*DATASET CONTENT*:
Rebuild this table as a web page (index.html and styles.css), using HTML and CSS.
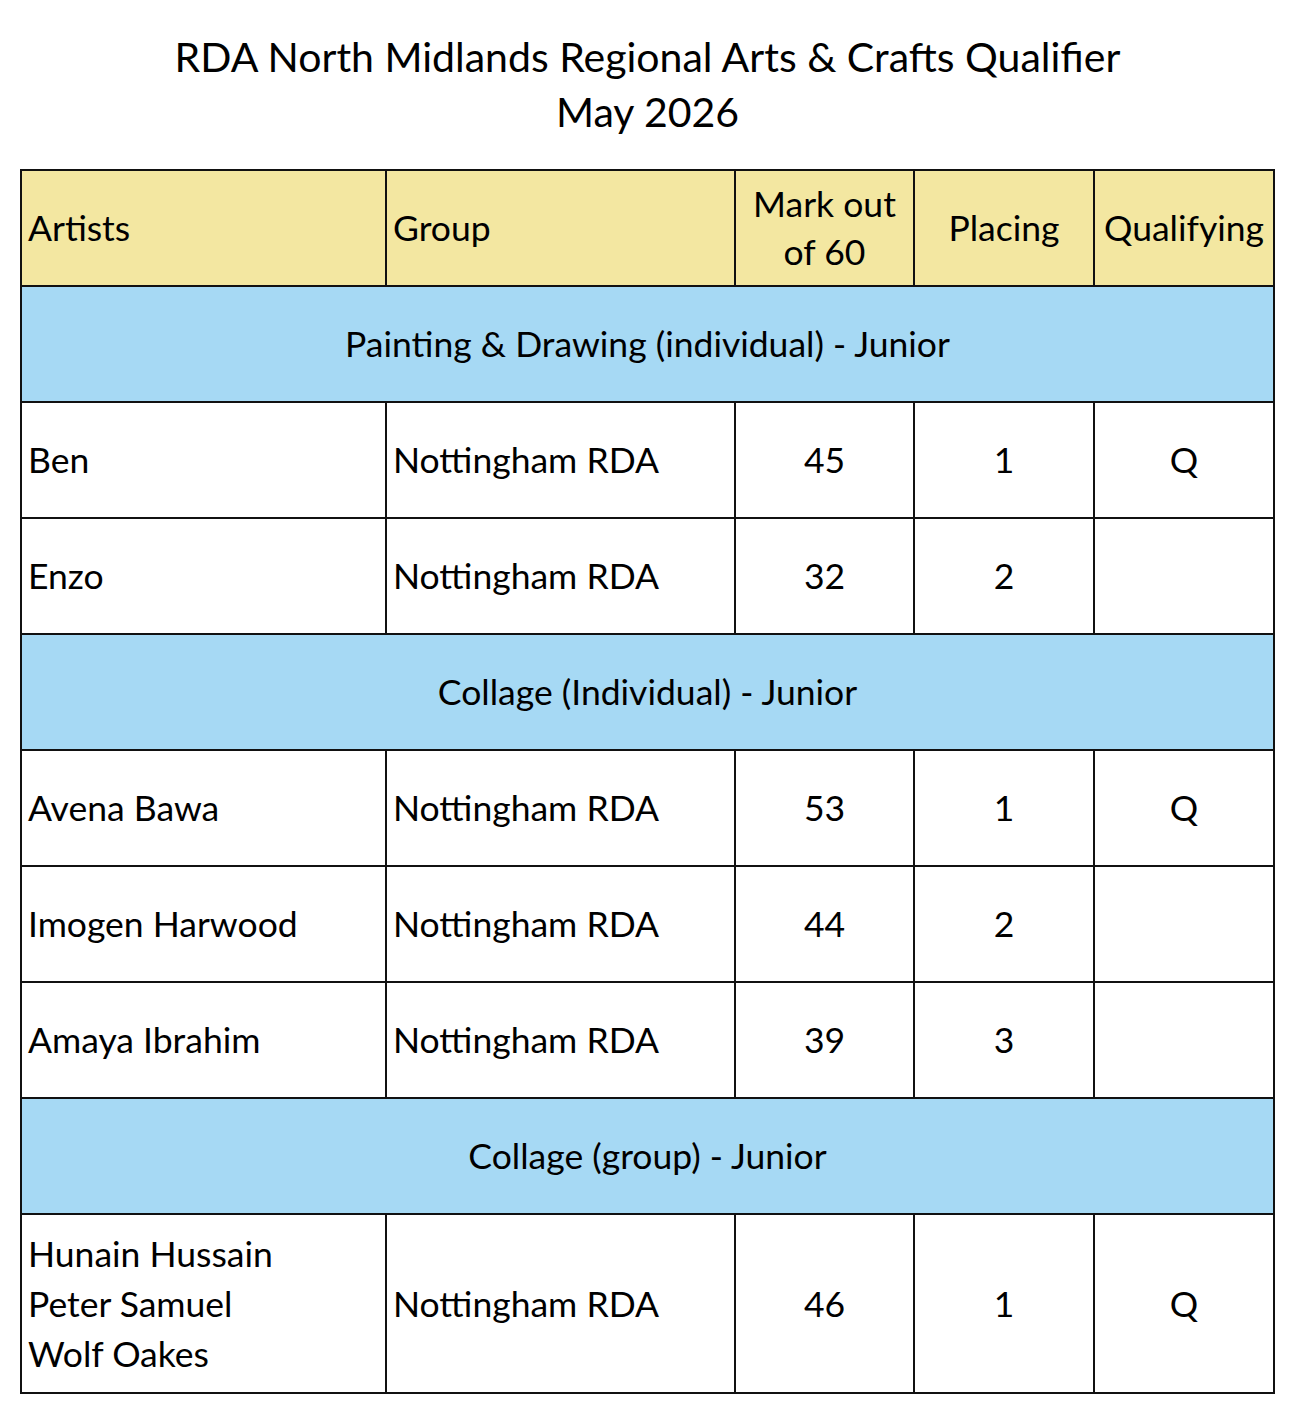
FILE: index.html
```html
<!DOCTYPE html>
<html lang="en">
<head>
<meta charset="utf-8">
<title>RDA North Midlands Regional Arts &amp; Crafts Qualifier</title>
<link rel="stylesheet" href="styles.css">
</head>
<body>
<h1 class="title">RDA North Midlands Regional Arts &amp; Crafts Qualifier<br>May 2026</h1>
<table class="results">
  <colgroup>
    <col class="c-artist"><col class="c-group"><col class="c-mark"><col class="c-place"><col class="c-q">
  </colgroup>
  <thead>
    <tr class="head">
      <th class="left">Artists</th>
      <th class="left">Group</th>
      <th>Mark out<br>of 60</th>
      <th>Placing</th>
      <th>Qualifying</th>
    </tr>
  </thead>
  <tbody>
    <tr class="section"><td colspan="5">Painting &amp; Drawing (individual) - Junior</td></tr>
    <tr><td class="left">Ben</td><td class="left">Nottingham RDA</td><td>45</td><td>1</td><td>Q</td></tr>
    <tr><td class="left">Enzo</td><td class="left">Nottingham RDA</td><td>32</td><td>2</td><td></td></tr>
    <tr class="section"><td colspan="5">Collage (Individual) - Junior</td></tr>
    <tr><td class="left">Avena Bawa</td><td class="left">Nottingham RDA</td><td>53</td><td>1</td><td>Q</td></tr>
    <tr><td class="left">Imogen Harwood</td><td class="left">Nottingham RDA</td><td>44</td><td>2</td><td></td></tr>
    <tr><td class="left">Amaya Ibrahim</td><td class="left">Nottingham RDA</td><td>39</td><td>3</td><td></td></tr>
    <tr class="section"><td colspan="5">Collage (group) - Junior</td></tr>
    <tr class="tall"><td class="left">Hunain Hussain<br>Peter Samuel<br>Wolf Oakes</td><td class="left">Nottingham RDA</td><td>46</td><td>1</td><td>Q</td></tr>
  </tbody>
</table>
</body>
</html>
```

FILE: styles.css
```css
html, body {
  margin: 0;
  padding: 0;
  background: #ffffff;
}
body {
  font-family: Lato, "Open Sans", sans-serif;
  color: #000;
  padding: 29px 0 0 20px;
}
.title {
  margin: 0 0 30px 0;
  width: 1255px;
  text-align: center;
  font-weight: normal;
  font-size: 41px;
  line-height: 55px;
}
.results {
  border-collapse: collapse;
  width: 1255px;
  table-layout: fixed;
  font-size: 35.5px;
  line-height: 48px;
}
.c-artist { width: 365px; }
.c-group { width: 349px; }
.c-mark { width: 179px; }
.c-place { width: 180px; }
.c-q { width: 180px; }
.results th, .results td {
  border: 2px solid #111;
  text-align: center;
  vertical-align: middle;
  font-weight: normal;
  padding: 0 6px;
  height: 114px;
}
.results .left {
  text-align: left;
}
.head th {
  background: #f3e7a1;
}
.section td {
  background: #a6d9f4;
}
.tall td {
  height: 177px;
  line-height: 50px;
}
```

*EXERCISE DIRECTIONS*: Return the material exactly as given, apart from the pictures.

*THE OUTPUT*:
Rebuild this table as a web page (index.html and styles.css), using HTML and CSS.
FILE: index.html
```html
<!DOCTYPE html>
<html lang="en">
<head>
<meta charset="utf-8">
<title>RDA North Midlands Regional Arts &amp; Crafts Qualifier</title>
<link rel="stylesheet" href="styles.css">
</head>
<body>
<h1 class="title">RDA North Midlands Regional Arts &amp; Crafts Qualifier<br>May 2026</h1>
<table class="results">
  <colgroup>
    <col class="c-artist"><col class="c-group"><col class="c-mark"><col class="c-place"><col class="c-q">
  </colgroup>
  <thead>
    <tr class="head">
      <th class="left">Artists</th>
      <th class="left">Group</th>
      <th>Mark out<br>of 60</th>
      <th>Placing</th>
      <th>Qualifying</th>
    </tr>
  </thead>
  <tbody>
    <tr class="section"><td colspan="5">Painting &amp; Drawing (individual) - Junior</td></tr>
    <tr><td class="left">Ben</td><td class="left">Nottingham RDA</td><td>45</td><td>1</td><td>Q</td></tr>
    <tr><td class="left">Enzo</td><td class="left">Nottingham RDA</td><td>32</td><td>2</td><td></td></tr>
    <tr class="section"><td colspan="5">Collage (Individual) - Junior</td></tr>
    <tr><td class="left">Avena Bawa</td><td class="left">Nottingham RDA</td><td>53</td><td>1</td><td>Q</td></tr>
    <tr><td class="left">Imogen Harwood</td><td class="left">Nottingham RDA</td><td>44</td><td>2</td><td></td></tr>
    <tr><td class="left">Amaya Ibrahim</td><td class="left">Nottingham RDA</td><td>39</td><td>3</td><td></td></tr>
    <tr class="section"><td colspan="5">Collage (group) - Junior</td></tr>
    <tr class="tall"><td class="left">Hunain Hussain<br>Peter Samuel<br>Wolf Oakes</td><td class="left">Nottingham RDA</td><td>46</td><td>1</td><td>Q</td></tr>
  </tbody>
</table>
</body>
</html>
```

FILE: styles.css
```css
html, body {
  margin: 0;
  padding: 0;
  background: #ffffff;
}
body {
  font-family: Lato, "Open Sans", sans-serif;
  color: #000;
  padding: 29px 0 0 20px;
}
.title {
  margin: 0 0 30px 0;
  width: 1255px;
  text-align: center;
  font-weight: normal;
  font-size: 41px;
  line-height: 55px;
}
.results {
  border-collapse: collapse;
  width: 1255px;
  table-layout: fixed;
  font-size: 35.5px;
  line-height: 48px;
}
.c-artist { width: 365px; }
.c-group { width: 349px; }
.c-mark { width: 179px; }
.c-place { width: 180px; }
.c-q { width: 180px; }
.results th, .results td {
  border: 2px solid #111;
  text-align: center;
  vertical-align: middle;
  font-weight: normal;
  padding: 0 6px;
  height: 114px;
}
.results .left {
  text-align: left;
}
.head th {
  background: #f3e7a1;
}
.section td {
  background: #a6d9f4;
}
.tall td {
  height: 177px;
  line-height: 50px;
}
```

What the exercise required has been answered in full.